I think the rescape worked very well! Personally, I think the Anubias looks great now, but do what looks best to you. 




Sent from my iPhone using Tapatalk


----------



## paosquared (Apr 5, 2012)

thanks everyone! now to wait for plants to grow in again. i'll post later today when i put the stauro in. Al3x, where were you thinking i should place it?


----------



## Al3x (Sep 3, 2016)

I was thinking on the right next to the big rock or in a bush behind the rocks in the middle. 


Sent from my iPhone using Tapatalk


----------



## paosquared (Apr 5, 2012)

added the stauro and i gotta say, it's a nice textural contrast. what do you think about my placement? I added some to the left of the left rock, behind the middle rock, in front of the main rock, and to the right of the main rock.


----------



## Al3x (Sep 3, 2016)

I dig it [emoji1303]


Sent from my iPhone using Tapatalk


----------



## paosquared (Apr 5, 2012)

An update!

Changed the background to an autumn-themed one for now. Will change it to Xmas theme soon enough 

Stauro is growing in very nicely, a bit slow on the left hand side though. Did a trim earlier this week on the monte carlo. I've gotten rid of the floaters since it looks much cleaner without them. This pic is right after my weekly water change.

I've lost a few shrimp probably due to me accidentally restarting my cycle a few weeks ago. Will wait until tank stabilizes a bit before I get more. Otherwise, everything is good. I have a bit of a copepod outbreak right now but I assume it'll go away eventually.
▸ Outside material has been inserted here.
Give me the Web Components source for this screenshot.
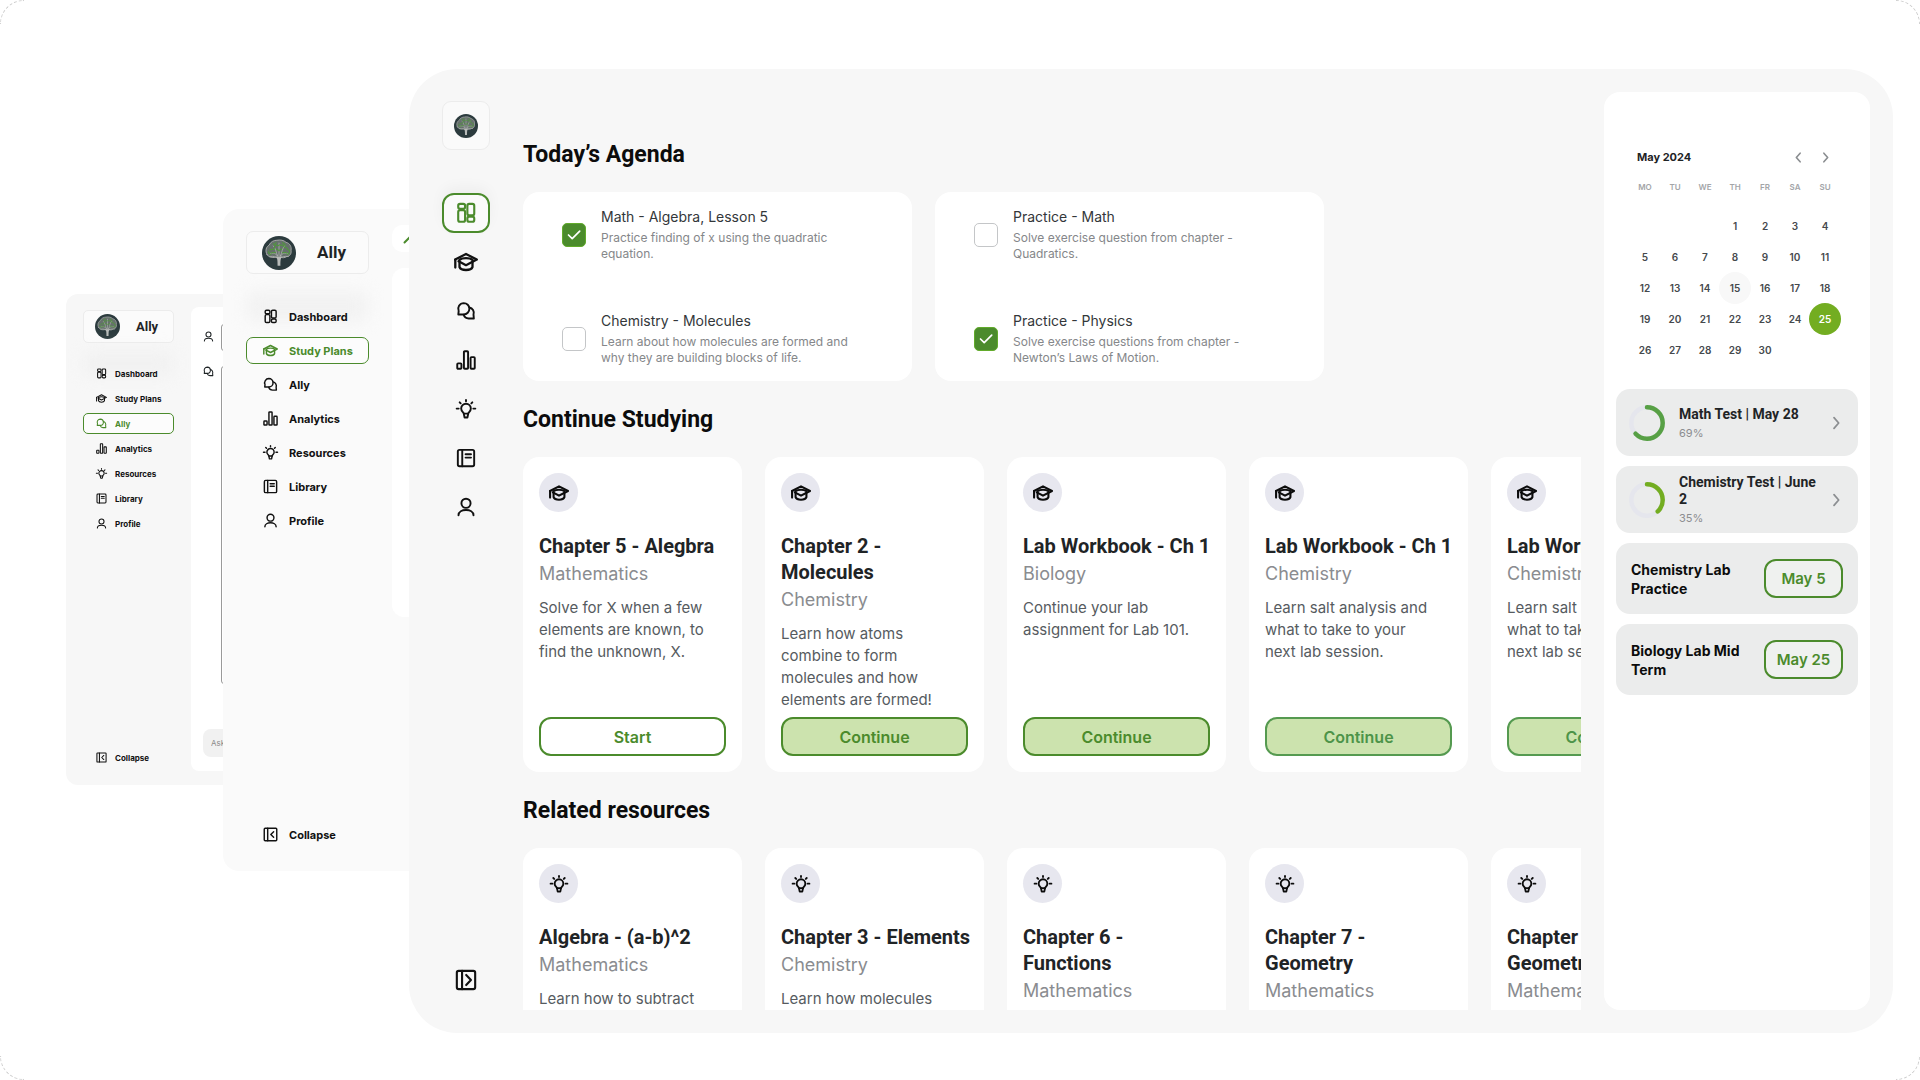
<!DOCTYPE html>
<html lang="en">
<head>
<meta charset="utf-8">
<title>Ally – Study dashboard</title>
<style>
  :root {
    --green: #4b8b2c;
    --lime: #73ad21;
    --ink: #1f2426;
    --body: #565b60;
    --muted: #8a8c90;
    --surface: #f7f7f7;
    --display: Roboto, "Liberation Sans", sans-serif;
  }
  * { box-sizing: border-box; }
  html, body { margin: 0; height: 100%; background: #fff; }
  body { font-family: Inter, "Liberation Sans", sans-serif; color: var(--ink); }
</style>
</head>
<body>
<ally-stage>
  <chat-window slot="back"></chat-window>
  <plans-window slot="middle"></plans-window>
  <dashboard-window slot="front">
    <ally-section heading="Today’s Agenda">
      <agenda-card>
        <agenda-item checked><span slot="title">Math - Algebra, Lesson 5</span>Practice finding of x using the quadratic<br>equation.</agenda-item>
        <agenda-item><span slot="title">Chemistry - Molecules</span>Learn about how molecules are formed and<br>why they are building blocks of life.</agenda-item>
      </agenda-card>
      <agenda-card>
        <agenda-item><span slot="title">Practice - Math</span>Solve exercise question from chapter -<br>Quadratics.</agenda-item>
        <agenda-item checked><span slot="title">Practice - Physics</span>Solve exercise questions from chapter -<br>Newton’s Laws of Motion.</agenda-item>
      </agenda-card>
    </ally-section>
    <ally-section heading="Continue Studying">
      <study-card icon="cap" action="Start" plain><span slot="title">Chapter 5 - Alegbra</span><span slot="subject">Mathematics</span>Solve for X when a few<br>elements are known, to<br>find the unknown, X.</study-card>
      <study-card icon="cap" action="Continue"><span slot="title">Chapter 2 -<br>Molecules</span><span slot="subject">Chemistry</span>Learn how atoms<br>combine to form<br>molecules and how<br>elements are formed!</study-card>
      <study-card icon="cap" action="Continue"><span slot="title">Lab Workbook - Ch 1</span><span slot="subject">Biology</span>Continue your lab<br>assignment for Lab 101.</study-card>
      <study-card icon="cap" action="Continue" soft><span slot="title">Lab Workbook - Ch 1</span><span slot="subject">Chemistry</span>Learn salt analysis and<br>what to take to your<br>next lab session.</study-card>
      <study-card icon="cap" action="Continue" soft><span slot="title">Lab Workbook - Ch 1</span><span slot="subject">Chemistry</span>Learn salt analysis and<br>what to take to your<br>next lab session.</study-card>
    </ally-section>
    <ally-section heading="Related resources">
      <study-card icon="bulb"><span slot="title">Algebra - (a-b)^2</span><span slot="subject">Mathematics</span>Learn how to subtract</study-card>
      <study-card icon="bulb"><span slot="title">Chapter 3 - Elements</span><span slot="subject">Chemistry</span>Learn how molecules</study-card>
      <study-card icon="bulb"><span slot="title">Chapter 6 -<br>Functions</span><span slot="subject">Mathematics</span></study-card>
      <study-card icon="bulb"><span slot="title">Chapter 7 -<br>Geometry</span><span slot="subject">Mathematics</span></study-card>
      <study-card icon="bulb"><span slot="title">Chapter 7 -<br>Geometry</span><span slot="subject">Mathematics</span></study-card>
    </ally-section>
    <month-calendar slot="aside" month="May 2024" offset="3" days="30" today="15" selected="25"></month-calendar>
    <test-card slot="aside" percent="69%" sweep="63" tone="#57a045">Math Test | May 28</test-card>
    <test-card slot="aside" percent="35%" sweep="38" tone="#73ad21">Chemistry Test | June<br>2</test-card>
    <lab-card slot="aside" date="May 5">Chemistry Lab<br>Practice</lab-card>
    <lab-card slot="aside" date="May 25">Biology Lab Mid<br>Term</lab-card>
  </dashboard-window>
</ally-stage>

<script>
const ICONS = {
  grid: '<rect x="3.500" y="2" width="7.500" height="5.500" rx="2"/><rect x="3.500" y="9" width="7.500" height="12.500" rx="2"/><rect x="13.500" y="2" width="7.500" height="12.500" rx="2"/><rect x="13.500" y="16" width="7.500" height="5.500" rx="2"/>',
  cap: '<path d="M1.200 9.600 12 4l10.800 5.600L12 15.200 4.600 11.300"/><path d="M5.500 9.800c3-2.200 10-2.200 13 0V17c-1.500 4-11.500 4-13 0z"/><path d="M1.300 9.600V17.500"/>',
  chat: '<path d="M9.300 2.500a6.800 6.800 0 0 1 0 13.600H2.800l.4-4A6.800 6.800 0 0 1 9.300 2.500z"/><path d="M16 7.800a6.500 6.500 0 0 1 5 8.500l.4 4.700h-6.200a6.500 6.500 0 0 1-6-4.500"/>',
  bars: '<rect x="1.500" y="16" width="5" height="6.500" rx="1"/><rect x="9.500" y="1.500" width="5" height="21" rx="1"/><rect x="17.500" y="8.500" width="5" height="14" rx="1"/>',
  bulb: '<path d="M9.300 17.500c0-1.500-3.100-2.600-3.100-6a5.800 5.800 0 0 1 11.600 0c0 3.400-3.100 4.500-3.100 6z"/><path d="M9.300 17.500l1 4.700h3.400l1-4.700M12 1.200v1.600M4.400 4l1.200 1.200M19.600 4l-1.200 1.200M.8 11.500h2.400M20.800 11.500h2.400"/>',
  book: '<rect x="2.200" y="2.200" width="19.600" height="19.600" rx="2"/><path d="M7.500 2.200v19.600M11.500 7.500h6.500M11.500 11.500h6.500"/>',
  user: '<circle cx="12" cy="7.500" r="5.500"/><path d="M3 22c0-8.500 18-8.500 18 0"/>',
  fold: '<rect x="2" y="2" width="20" height="20" rx="1.500"/><path d="M7.500 2v20M17 7.500 12.500 12l4.500 4.500"/>',
  unfold: '<rect x="2" y="2" width="20" height="20" rx="2"/><path d="M7.700 2v20M12.200 6.500l5.200 5.500-5.200 5.500"/>',
  left: '<path d="M15 4 8 12l7 8"/>',
  right: '<path d="M9 4l7 8-7 8"/>'
};

/* Base class: fills an open shadow root with a component's markup and styles. */
class AllyElement extends HTMLElement {
  connectedCallback() {
    if (this.shadowRoot) return;
    const t = document.createElement('template');
    t.innerHTML = '<style>*{box-sizing:border-box}' + this.styles() + '</style>' + this.markup();
    this.attachShadow({ mode: 'open' }).append(t.content.cloneNode(true));
  }
  attr(n, d = '') { return this.getAttribute(n) ?? d; }
  styles() { return ':host{display:block}'; }
  markup() { return '<slot></slot>'; }
}

customElements.define('ally-icon', class extends AllyElement {
  styles() { return ':host{display:block;flex:none;width:24px;height:24px}svg{display:block;width:100%;height:100%;overflow:visible}'; }
  markup() {
    return `<svg viewBox="0 0 24 24" fill="none" stroke="currentColor" stroke-width="${this.attr('weight', '2.300')}" stroke-linecap="round" stroke-linejoin="round" aria-hidden="true">${ICONS[this.attr('name')]}</svg>`;
  }
});

/* Tree-shaped brain in a dark disc. */
customElements.define('ally-logo', class extends AllyElement {
  styles() { return ':host{display:block;flex:none}svg{display:block;width:100%;height:100%}'; }
  markup() {
    return `<svg viewBox="0 0 48 48" role="img" aria-label="Ally logo">
      <circle cx="24" cy="24" r="24" fill="#2c3b3e"/>
      <g fill="none" stroke-linecap="round" stroke-linejoin="round">
        <path d="M7 26c-3-5-1-11 3-13 2-5 7-7 11-7 5-1 10 0 13 3 5 1 8 6 7 11 1 5-2 9-6 9-3 2-6 2-8 1-3 1-6 1-8 0-5 1-10 0-12-4z" fill="#66706d" stroke="#a6a9a7" stroke-width="1.400"/>
        <path d="M24 30V10M23 30c-3-6-8-7-12-5M25 30c3-6 8-7 12-5M22 28c-3-5-2-11-6-14M26 28c3-5 2-11 6-14M20 30c-4-2-7-1-9-1M28 30c4-2 7-1 9-1" stroke="#b2b5b2" stroke-width="1.100"/>
        <path d="M11 20c2-3 4 1 6-2s-1-4 2-5 3 2 5 0 3 1 5 0 1 4 4 3 2 4 5 4M13 24c2-2 4 1 6-1M29 23c2 2 4-1 6 1M20 18c1 2 3 1 4 3 1-2 3-1 4-3M16 11c1 2 3 0 4-2M29 9c1 2 3 2 4 4M9 22c0 2 1 3 3 4M39 21c0 2-1 4-3 5" stroke="#4f9a3a" stroke-width="1.500"/>
      </g>
      <path d="M19 29c3 2 3 6 3 13h4c0-7 0-11 3-13-2 0-3 1-5 1s-3-1-5-1z" fill="#b9bcba"/>
    </svg>`;
  }
});

customElements.define('ally-stage', class extends AllyElement {
  styles() {
    return `:host{display:block;position:relative;height:100%;overflow:hidden;background:#fff}
    .edge{position:absolute;inset:0;display:grid;grid-template-columns:24px 24px;grid-template-rows:24px 24px;justify-content:space-between;align-content:space-between}
    i{border:0 dashed #cfcfcf}
    i:nth-child(1){border-width:1px 0 0 1px;border-top-left-radius:24px}
    i:nth-child(2){border-width:1px 1px 0 0;border-top-right-radius:24px}
    i:nth-child(3){border-width:0 0 1px 1px;border-bottom-left-radius:24px}
    i:nth-child(4){border-width:0 1px 1px 0;border-bottom-right-radius:24px}
    ::slotted(*){position:absolute}
    ::slotted([slot=back]){left:66px;top:294px;width:360px;height:491px}
    ::slotted([slot=middle]){left:223px;top:209px;width:240px;height:662px}
    ::slotted([slot=front]){left:409px;right:27px;top:69px;bottom:47px}`;
  }
  markup() { return '<div class="edge"><i></i><i></i><i></i><i></i></div><slot name="back"></slot><slot name="middle"></slot><slot name="front"></slot>'; }
});

/* Expanded navigation column; sizes come from the window that holds it. */
customElements.define('nav-column', class extends AllyElement {
  styles() {
    return `:host{display:flex;flex-direction:column;width:var(--nav-w);flex:none}
    .brand{display:flex;align-items:center;height:var(--brand-h);border:1px solid #ececec;border-radius:var(--r);background:#fbfbfb;padding-left:var(--brand-pad);gap:var(--brand-gap);font:700 var(--brand-fs)/1 var(--display);margin-bottom:var(--brand-mb);color:var(--ink)}
    ally-logo{width:var(--logo);height:var(--logo)}
    nav{display:flex;flex-direction:column;gap:var(--gap);flex:1;position:relative;z-index:0}
    a{display:flex;align-items:center;position:relative;height:var(--item-h);gap:var(--item-gap);padding-left:var(--item-pad);border:1px solid transparent;border-radius:var(--r);font-size:var(--fs);font-weight:700;color:#111;text-decoration:none}
    a:first-child::before{content:"";position:absolute;inset:-12px 0 8px;background:#ececec;opacity:.6;filter:blur(9px);z-index:-1}
    a.on{color:var(--green);border-color:var(--green);background:#fcfcfc}
    a:last-child{margin-top:auto}
    ally-icon{width:var(--icon);height:var(--icon)}`;
  }
  markup() {
    const items = [['grid', 'Dashboard'], ['cap', 'Study Plans'], ['chat', 'Ally'], ['bars', 'Analytics'], ['bulb', 'Resources'], ['book', 'Library'], ['user', 'Profile'], ['fold', 'Collapse']];
    return `<div class="brand"><ally-logo></ally-logo><span>Ally</span></div><nav>` +
      items.map(([i, l]) => `<a href="#${i}"${l === this.attr('active') ? ' class="on" aria-current="page"' : ''}><ally-icon name="${i}"></ally-icon><span>${l}</span></a>`).join('') + '</nav>';
  }
});

customElements.define('chat-window', class extends AllyElement {
  styles() {
    return `:host{display:flex;gap:17px;padding:13px 13px 14px 17px;border-radius:12px;background:var(--surface)}
    nav-column{margin:3px 0;--nav-w:91px;--brand-h:33px;--brand-pad:11px;--brand-gap:16px;--brand-fs:13px;--brand-mb:20px;--logo:25px;--r:5px;--gap:4px;--item-h:21px;--item-gap:8px;--item-pad:12px;--fs:8px;--icon:11px}
    main{flex:1;display:flex;flex-direction:column;background:#fff;border-radius:8px;padding:17px 0 14px 12px}
    .row{display:flex;gap:7px}
    .row+.row{margin-top:15px}
    ally-icon{width:11px;height:11px;margin-top:7px}
    .row+.row ally-icon{margin-top:0}
    .msg{flex:1;height:27px;border:1px solid #9a9a9a;border-radius:3px}
    .msg.long{height:318px}
    input{margin-top:auto;height:28px;border:0;border-radius:8px;background:#f1f1f1;padding:0 8px;font:8px Inter,sans-serif;color:#8a8a8a;width:100%}
    input::placeholder{color:#8a8a8a;opacity:1}`;
  }
  markup() {
    return `<nav-column active="Ally"></nav-column><main>
      <div class="row"><ally-icon name="user"></ally-icon><div class="msg"></div></div>
      <div class="row"><ally-icon name="chat"></ally-icon><div class="msg long"></div></div>
      <input type="text" aria-label="Ask Ally" placeholder="Ask"></main>`;
  }
});

customElements.define('plans-window', class extends AllyElement {
  styles() {
    return `:host{display:flex;gap:23px;padding:16px 0 23px 23px;border-radius:16px;background:#fafafa}
    nav-column{margin-top:6px;--nav-w:123px;--brand-h:43px;--brand-pad:15px;--brand-gap:21px;--brand-fs:17px;--brand-mb:29px;--logo:34px;--r:7px;--gap:7px;--item-h:27px;--item-gap:11px;--item-pad:16px;--fs:11px;--icon:15px}
    main{flex:1;display:flex;flex-direction:column;gap:16px}
    .tab{height:27px;border-radius:10px;background:#fff;padding:11px;color:var(--green)}
    .tab svg{display:block;width:12px;height:8px}
    .pane{height:349px;border-radius:12px;background:#fff}`;
  }
  markup() {
    return `<nav-column active="Study Plans"></nav-column><main><div class="tab"><svg viewBox="0 0 12 8" fill="none" stroke="currentColor" stroke-width="2" stroke-linecap="round"><path d="M1.500 6.500 6 2l4.500 4.500"/></svg></div><div class="pane"></div></main>`;
  }
});

customElements.define('dashboard-window', class extends AllyElement {
  styles() {
    return `:host{display:flex;padding:23px 23px 23px 33px;border-radius:48px;background:var(--surface)}
    .rail{display:flex;flex-direction:column;width:48px;flex:none;padding:9px 0 10px}
    .brand{display:grid;place-items:center;height:49px;border:1px solid #ececec;border-radius:9px;background:#fafafa;margin-bottom:43px}
    ally-logo{width:24px;height:24px}
    nav{display:flex;flex-direction:column;gap:9px;flex:1}
    a{display:grid;place-items:center;height:40px;color:#111;border-radius:12px}
    a.on{color:var(--green);border:2px solid var(--green);background:#fafafa;box-shadow:0 -6px 14px #0000000a}
    a:last-child{margin-top:auto}
    ally-icon{width:20px;height:20px}
    ally-icon[name=cap]{width:24px;height:24px}
    ally-icon[name=grid],ally-icon[name=unfold]{width:22px;height:22px}
    main{flex:1;min-width:0;overflow:hidden;margin:0 23px 0 33px;padding-top:47px;display:flex;flex-direction:column;gap:23px}
    aside{width:266px;flex:none;border-radius:16px;background:#fff;padding:52px 12px;display:flex;flex-direction:column;gap:10px}`;
  }
  markup() {
    const items = [['grid', 'Dashboard'], ['cap', 'Study Plans'], ['chat', 'Ally'], ['bars', 'Analytics'], ['bulb', 'Resources'], ['book', 'Library'], ['user', 'Profile'], ['unfold', 'Expand']];
    return `<div class="rail"><div class="brand"><ally-logo></ally-logo></div><nav>` +
      items.map(([i, l], n) => `<a href="#${i}" aria-label="${l}"${n ? '' : ' class="on" aria-current="page"'}><ally-icon name="${i}"></ally-icon></a>`).join('') +
      `</nav></div><main><slot></slot></main><aside><slot name="aside"></slot></aside>`;
  }
});

customElements.define('ally-section', class extends AllyElement {
  styles() {
    return `:host{display:block;flex:none}
    h2{margin:0 0 21px;font:700 23px/32px var(--display);color:#0c0c0c}
    .row{display:flex;gap:23px}`;
  }
  markup() { return `<h2>${this.attr('heading')}</h2><div class="row"><slot></slot></div>`; }
});

customElements.define('agenda-card', class extends AllyElement {
  styles() { return ':host{display:flex;flex-direction:column;justify-content:space-between;flex:none;width:389px;height:189px;padding:15px 39px;border-radius:16px;background:#fff}'; }
});

customElements.define('agenda-item', class extends AllyElement {
  styles() {
    return `:host{display:block}
    label{display:flex;align-items:center;gap:15px;white-space:nowrap}
    input{appearance:none;flex:none;width:24px;height:24px;margin:0;border:1px solid #c4c6c8;border-radius:5px;background:#fff}
    input:checked{border-color:#62ab2b;background:var(--green) url("data:image/svg+xml,%3Csvg xmlns='http://www.w3.org/2000/svg' viewBox='0 0 24 24' fill='none' stroke='white' stroke-width='1.7' stroke-linecap='round' stroke-linejoin='round'%3E%3Cpath d='M6.500 12l3.700 3.700 7.500-7.500'/%3E%3C/svg%3E") center/24px}
    b{display:block;font-weight:400;font-size:14px;line-height:20px;color:#33373a;margin-bottom:3px}
    p{margin:0;font-size:12px;line-height:16px;color:#85878a}`;
  }
  markup() { return `<label><input type="checkbox"${this.hasAttribute('checked') ? ' checked' : ''}><span><b><slot name="title"></slot></b><p><slot></slot></p></span></label>`; }
});

customElements.define('study-card', class extends AllyElement {
  styles() {
    return `:host{display:flex;flex-direction:column;flex:none;width:219px;height:315px;padding:16px;border-radius:16px;background:#fff;white-space:nowrap}
    .badge{display:grid;place-items:center;width:39px;height:39px;border-radius:50%;background:#e7e7ef;color:#0c0c0c;margin-bottom:21px}
    ally-icon{width:20px;height:20px}
    ally-icon[name=bulb]{width:18px;height:18px}
    h3{margin:0 0 3px;font:700 20px/26px var(--display);color:var(--ink)}
    h4{margin:0 0 11px;font-weight:400;font-size:18px;line-height:24px;color:var(--muted)}
    p{margin:0;flex:1;font-size:15px;line-height:22px;color:var(--body)}
    button{flex:none;height:39px;border:2px solid var(--green);border-radius:12px;background:#cce3ae;color:var(--green);font:600 16px Inter,sans-serif;padding:0}
    :host([plain]) button{background:#fff}
    :host([soft]) button{border-color:#559a50;color:#4d9449}`;
  }
  markup() {
    return `<div class="badge"><ally-icon name="${this.attr('icon')}" weight="2.500"></ally-icon></div><h3><slot name="title"></slot></h3><h4><slot name="subject"></slot></h4><p><slot></slot></p>` +
      (this.hasAttribute('action') ? `<button type="button">${this.attr('action')}</button>` : '');
  }
});

customElements.define('month-calendar', class extends AllyElement {
  styles() {
    return `:host{display:block;margin-bottom:14px}
    header{display:flex;align-items:center;padding:0 26px 0 21px;height:26px}
    h2{margin:0;flex:1;font-size:11px;font-weight:700}
    button{display:block;border:0;background:none;padding:0;margin-left:14px;color:#8b8e91}
    ally-icon{width:13px;height:13px}
    table{border-collapse:collapse;table-layout:fixed;width:210px;margin-left:14px}
    th{height:34px;padding:0;font-size:8px;font-weight:600;color:#a3a5a8}
    td{height:31px;padding:0;font-size:10px;font-weight:600;color:#45494d;text-align:center}
    tbody::before{content:"";display:block;height:6px}
    td span{display:grid;place-items:center;height:32px;margin:-1px;border-radius:50%}
    .today{background:#f8f8f8}
    .selected{background:var(--lime);color:#fff}`;
  }
  markup() {
    const off = +this.attr('offset'), days = +this.attr('days');
    let rows = '';
    for (let r = 0; r * 7 < off + days; r++) {
      rows += '<tr>';
      for (let c = 0; c < 7; c++) {
        const d = r * 7 + c - off + 1;
        const cls = d == this.attr('today') ? 'today' : d == this.attr('selected') ? 'selected' : '';
        rows += d > 0 && d <= days ? `<td><span class="${cls}">${d}</span></td>` : '<td></td>';
      }
      rows += '</tr>';
    }
    return `<header><h2>${this.attr('month')}</h2><button type="button" aria-label="Previous month"><ally-icon name="left" weight="3"></ally-icon></button><button type="button" aria-label="Next month"><ally-icon name="right" weight="3"></ally-icon></button></header>
      <table><thead><tr>${['MO', 'TU', 'WE', 'TH', 'FR', 'SA', 'SU'].map(d => `<th>${d}</th>`).join('')}</tr></thead><tbody>${rows}</tbody></table>`;
  }
});

customElements.define('test-card', class extends AllyElement {
  styles() {
    return `:host{display:flex;align-items:center;height:67px;padding:0 14px 0 13px;border-radius:14px;background:#ebecec}
    svg{flex:none;width:36px;height:36px;margin-right:14px}
    div{flex:1;white-space:nowrap}
    h3{margin:0 0 3px;font:700 14px/17px var(--display);color:var(--ink)}
    p{margin:0;font-size:11px;line-height:14px;color:#8b8d90}
    ally-icon{width:16px;height:16px;color:#8b8e91}`;
  }
  markup() {
    return `<svg viewBox="0 0 36 36" fill="none" stroke-width="4.500" stroke-linecap="round" role="img" aria-label="${this.attr('percent')}"><circle cx="18" cy="18" r="15.700" stroke="#e5e6ed"/><circle cx="18" cy="18" r="15.700" stroke="${this.attr('tone')}" pathLength="100" stroke-dasharray="${this.attr('sweep')} 100" transform="rotate(-90 18 18)"/></svg>
      <div><h3><slot></slot></h3><p>${this.attr('percent')}</p></div><ally-icon name="right" weight="2.600"></ally-icon>`;
  }
});

customElements.define('lab-card', class extends AllyElement {
  styles() {
    return `:host{display:flex;align-items:center;justify-content:space-between;height:71px;padding:0 15px;border-radius:14px;background:#ebecec}
    h3{margin:0;font-size:14px;line-height:19px;font-weight:700;color:#0c0c0c;white-space:nowrap}
    button{width:79px;height:39px;padding:0;border:2px solid var(--green);border-radius:12px;background:#eff1ef;color:var(--green);font:600 15px Inter,sans-serif}`;
  }
  markup() { return `<h3><slot></slot></h3><button type="button">${this.attr('date')}</button>`; }
});
</script>
</body>
</html>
I haven't been feeding this tank much at all due to the decent amount of algae forming on the rocks. They are getting close to finishing it off so I'll probably supplement soon 

Thanks again for all the advice! What do you guys think of it now?


----------



## Kubla (Jan 5, 2014)

Beautiful little tank!


----------



## Digitalfiend (Aug 29, 2014)

Looks good. Glad you ditched that drop checker - that that thing looked HUGE.


----------



## paosquared (Apr 5, 2012)

Small update: added a holiday themed background. The Stauro repens is doing amazingly well.


----------



## paosquared (Apr 5, 2012)

been a long time since i updated this and i totally forgot i made this thread so here's a pic i took today post-cleaning. still needs a trim some time this week though!


----------



## Opare (Sep 9, 2015)

Looks good! I agree the S. repens needs a haircut.


Sent from my iPhone using Tapatalk


----------



## Alf2Frankie (Mar 29, 2017)

Looks great! Have your shrimp been breeding since placed in this tank?


----------



## BettaBettas (Aug 21, 2016)

wow liking it a lot


----------



## Nigel95 (Mar 5, 2017)

That blue background looks good. Nice tank


----------



## paosquared (Apr 5, 2012)

Alf2Frankie said:


> Looks great! Have your shrimp been breeding since placed in this tank?


like rabbits. it took them a few months before they got comfortable enough to do so, but now i'm finding new babies all the time. i give my culls to a buddy who has a 50g planted turtle tank. most of them survive since there are so many hiding places, but some of them end up as turtle food.


----------



## Alf2Frankie (Mar 29, 2017)

That is awesome [emoji122], I am definitely looking to do a similar setup with painted cherries.


Sent from my iPhone using Tapatalk Pro


----------